PROBLEM STATEMENT:
In the listing below, find every line containing "index" and copy it out.

STORED DATA:
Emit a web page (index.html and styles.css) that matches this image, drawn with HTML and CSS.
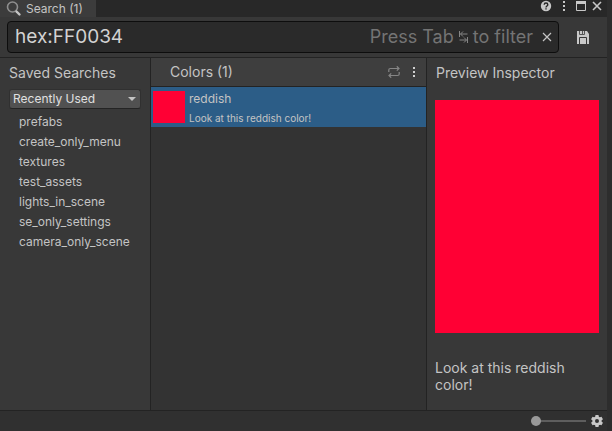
FILE: index.html
```html
<!DOCTYPE html>
<html lang="en">
<head>
<meta charset="utf-8">
<title>Search</title>
<link rel="stylesheet" href="styles.css">
</head>
<body>
<div class="window">
  <header class="tabbar">
    <div class="tab">
      <svg class="tab-icon" width="16" height="16" viewBox="0 0 16 16" fill="none"><circle cx="6.500" cy="6" r="5" stroke="#8f8f8f" stroke-width="1.600"/><path d="M10.500 10.500L13.500 13.500" stroke="#c4c4c4" stroke-width="2.400" stroke-linecap="round"/></svg>
      <span>Search (1)</span>
    </div>
    <div class="window-buttons">
      <button class="icon-button" aria-label="Help"><svg width="12" height="12" viewBox="0 0 12 12"><circle cx="6" cy="6" r="5.200" fill="#c8c8c8"/><path d="M4.200 4.700C4.200 2.500 7.800 2.500 7.800 4.700C7.800 6 6 6 6 7.400M6 8.300V9.600" stroke="#282828" stroke-width="1.400" fill="none"/></svg></button>
      <button class="icon-button" aria-label="Menu"><svg width="4" height="12" viewBox="0 0 4 12" fill="#c8c8c8"><path d="M1 1h2v2H1zM1 5h2v2H1zM1 9h2v2H1z"/></svg></button>
      <div class="window-state">
        <button class="icon-button" aria-label="Maximize"><svg width="10" height="10" viewBox="0 0 10 10"><path d="M.5 1.500H9.500V9.500H.5z" fill="none" stroke="#c8c8c8"/><path d="M0 0h10v3H0z" fill="#c8c8c8"/></svg></button>
        <button class="icon-button" aria-label="Close"><svg width="10" height="10" viewBox="0 0 10 10"><path d="M1 1L9 9M9 1L1 9" stroke="#c8c8c8" stroke-width="1.600"/></svg></button>
      </div>
    </div>
  </header>

  <div class="toolbar">
    <div class="search-box">
      <input class="search-input" type="text" value="hex:FF0034" aria-label="Search query" spellcheck="false">
      <span class="hint">Press Tab
        <svg width="9" height="12" viewBox="0 0 9 12" fill="none" stroke="#858585"><path d="M.5 0V6M8.500 3H1.500M4 .5L1.500 3L4 5.500M8.500 6V12M.5 9H7.500M5 6.500L7.500 9L5 11.500"/></svg>
        to filter</span>
      <button class="icon-button clear" aria-label="Clear"><svg width="10" height="10" viewBox="0 0 10 10"><path d="M1 1L9 9M9 1L1 9" stroke="#c4c4c4" stroke-width="1.200"/></svg></button>
    </div>
    <button class="icon-button" aria-label="Save search"><svg width="12" height="13" viewBox="0 0 12 13"><path d="M0 0H10L12 3V13H0z" fill="#c8c8c8"/><path d="M2.500 0V3.500H7.500V0M5.500 0V3" fill="none" stroke="#555"/><path d="M2.500 13V6.500H9.500V13" fill="none" stroke="#383838"/></svg></button>
  </div>

  <main class="panels">
    <aside class="saved">
      <h2 class="title">Saved Searches</h2>
      <div class="select-wrap">
        <select class="sort" aria-label="Sort saved searches"><option>Recently Used</option></select>
      </div>
      <ul class="saved-list">
        <li>prefabs</li>
        <li>create_only_menu</li>
        <li>textures</li>
        <li>test_assets</li>
        <li>lights_in_scene</li>
        <li>se_only_settings</li>
        <li>camera_only_scene</li>
      </ul>
    </aside>

    <section class="results">
      <div class="results-head">
        <h2 class="title">Colors (1)</h2>
        <button class="icon-button" aria-label="Refresh"><svg width="12" height="12" viewBox="0 0 12 12" fill="none" stroke="#858585" stroke-width="1.200"><path d="M.8 6V4Q.8 2.500 2.300 2.500H11M8.800 .3L11 2.500L8.800 4.700M11.200 6V8Q11.200 9.500 9.700 9.500H1M3.200 7.300L1 9.500L3.200 11.700"/></svg></button>
        <button class="icon-button" aria-label="Results menu"><svg width="4" height="12" viewBox="0 0 4 12" fill="#d0d0d0"><path d="M1 1h2v2H1zM1 5h2v2H1zM1 9h2v2H1z"/></svg></button>
      </div>
      <div class="result">
        <div class="swatch"></div>
        <div class="result-text">
          <div class="result-name">reddish</div>
          <div class="result-note">Look at this reddish color!</div>
        </div>
      </div>
    </section>

    <aside class="inspector">
      <h2 class="title">Preview Inspector</h2>
      <div class="preview"></div>
      <p class="description">Look at this reddish color!</p>
    </aside>
  </main>

  <footer class="statusbar">
    <input class="size" type="range" min="0" max="100" value="0" aria-label="Item size">
    <button class="icon-button" aria-label="Settings"><svg width="12" height="12" viewBox="-6 -6 12 12"><g fill="#c8c8c8"><circle r="4.500"/><path id="tooth" d="M-1.500 -6H1.500L2 -3H-2z"/><use href="#tooth" transform="rotate(60)"/><use href="#tooth" transform="rotate(120)"/><use href="#tooth" transform="rotate(180)"/><use href="#tooth" transform="rotate(240)"/><use href="#tooth" transform="rotate(300)"/></g><circle r="2" fill="#323232"/></svg></button>
  </footer>
</div>
</body>
</html>
```
FILE: styles.css
```css
* { box-sizing: border-box; }

body {
  margin: 0;
  background: #2d2d2d;
  color: #c4c4c4;
  font: 12px/16px Inter, "Liberation Sans", sans-serif;
}

.window {
  display: flex;
  flex-direction: column;
  min-height: 100vh;
  margin-right: 5px;
  background: #383838;
}

.icon-button {
  display: flex;
  padding: 0;
  border: 0;
  background: none;
}

.title {
  margin: 0;
  font-size: 14px;
  line-height: 18px;
  font-weight: 400;
}

.tabbar {
  display: flex;
  justify-content: space-between;
  height: 17px;
  background: #282828;
}

.tab {
  display: flex;
  align-items: center;
  gap: 4px;
  padding: 0 13px 0 6px;
  background: #3c3c3c;
}

.window-buttons {
  display: flex;
  align-items: center;
  gap: 10px;
  padding: 0 5px 5px 0;
}

.window-state {
  display: flex;
  gap: 6px;
}

.toolbar {
  display: flex;
  align-items: center;
  gap: 18px;
  height: 41px;
  padding: 0 18px 0 7px;
  border-bottom: 1px solid #232323;
}

.search-box {
  display: flex;
  flex: 1;
  align-items: center;
  height: 32px;
  padding: 0 6px 0 7px;
  border: 1px solid #0d0d0d;
  border-radius: 4px;
  background: #2a2a2a;
}

.search-input {
  flex: 1;
  min-width: 0;
  padding: 0;
  border: 0;
  outline: 0;
  background: none;
  color: #d2d2d2;
  font: 19px/24px Inter, "Liberation Sans", sans-serif;
}

.hint {
  color: #747474;
  font-size: 18px;
  line-height: 24px;
  white-space: nowrap;
}

.clear { margin-left: 9px; }

.panels {
  display: grid;
  flex: 1;
  grid-template-columns: 150px 1fr 180px;
}

.saved { padding: 6px 9px 8px; }

.select-wrap {
  position: relative;
  margin: 7px 0 3px;
}

.select-wrap::after {
  content: "";
  position: absolute;
  top: 8px;
  right: 5px;
  border: 4px solid transparent;
  border-top-color: #c4c4c4;
  border-bottom: 0;
  pointer-events: none;
}

.sort {
  display: block;
  width: 100%;
  height: 20px;
  padding: 0 3px;
  appearance: none;
  border: 1px solid #303030;
  border-bottom-color: #242424;
  border-radius: 3px;
  background: #515151;
  color: #e0e0e0;
  font: 12px/16px Inter, "Liberation Sans", sans-serif;
}

.saved-list {
  margin: 0;
  padding: 0 0 0 10px;
  list-style: none;
  line-height: 20px;
}

.results {
  border: solid #232323;
  border-width: 0 1px;
  background: #333333;
}

.results-head {
  display: flex;
  align-items: center;
  gap: 12px;
  height: 29px;
  padding: 0 10px 0 19px;
  border-bottom: 1px solid #232323;
  background: #3e3e3e;
}

.results-head .title { flex: 1; }

.result {
  display: flex;
  gap: 4px;
  height: 40px;
  padding: 4px 2px;
  background: #2c5d87;
}

.swatch {
  width: 32px;
  height: 32px;
  background: #ff0034;
}

.result-note {
  margin-top: 3px;
  font-size: 10px;
}

.inspector { padding: 6px 8px 8px; }

.inspector .title { padding-left: 1px; }

.preview {
  aspect-ratio: 164 / 233;
  margin-top: 18px;
  background: #ff0034;
}

.description {
  margin: 26px 0 0;
  font-size: 14px;
  line-height: 17px;
}

.statusbar {
  display: flex;
  align-items: center;
  justify-content: flex-end;
  gap: 5px;
  height: 21px;
  padding-right: 4px;
  border-top: 1px solid #232323;
  background: #303030;
}

.size {
  width: 55px;
  height: 10px;
  margin: 0;
  appearance: none;
  background: linear-gradient(#5e5e5e, #5e5e5e) center / 100% 2px no-repeat;
}

.size::-webkit-slider-thumb {
  width: 10px;
  height: 10px;
  appearance: none;
  border-radius: 50%;
  background: #999999;
}
```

TASK OUTPUT:
Emit a web page (index.html and styles.css) that matches this image, drawn with HTML and CSS.
FILE: index.html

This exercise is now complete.